There’s a new port in the FreeBSD ports tree: kirigami-gallery.

This “gallery” application is one that provides examples, showing off a specific technology: Kirigami! Check out those documentation pages to see what Kirigami can do, for convergent, reponsive and elegant applications. The gallery application shows it off Kirigami “live”, although the application page on KDE.org gives only a very quick overview, and the source code repository just tells you how to build it.

Kirigami Gallery screenshot
Kirigami Gallery screenshot

Here’s a screenshot of Kirigami Gallery, in all its colorful glory. Each section of the gallery shows off some subset of all the controls and components that Kirigami offers, and you can click through and see what each of them does.

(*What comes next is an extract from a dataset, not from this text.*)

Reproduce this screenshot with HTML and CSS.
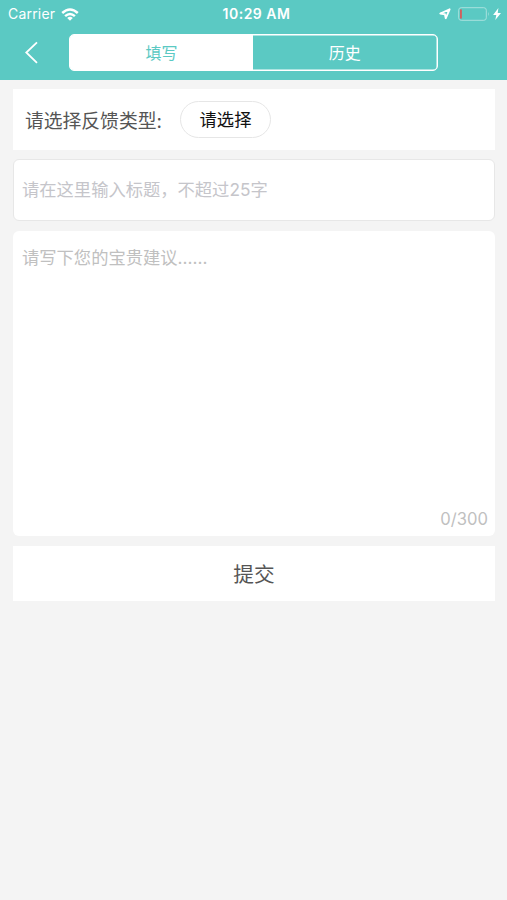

While the gallery does not directly link to its own source code, it’s easy to figure out that the button drawer comes from the ButtonGallery source file. That gives you a good bunch of examples for doing your own pages, drawers, buttons and all the other bits.

So, Kirigami Gallery itself doesn’t provide much useful functionality itself, but it’s a tool to find out what is possible. But as a packaged bit of software, it has some side-effects:

  • you can ask your package manager what is needed to build the package, e.g. pkg rquery %do kirigami-gallery but zypper and rpm and apt have similar queries,
  • on FreeBSD installing the package will install all the dependencies with development headers and such, so by installing the kirigami-gallery package you already get a limited Kirigami development environment – if you are OK with vi and running the compiler from the command-line. Throw in pkg install kdevelop qtcreator git cmake and you get a complete development environment with two different IDEs suitable for use in whatever X11 environment you like.

So, here’s to progress in Kirigami (and easily using it all over the place).

Kirigami Gallery: Progress-bars Example
Kirigami Gallery: Progress-bars Example

Note that Tobias Berner did all the packaging work, I’m just writing things down.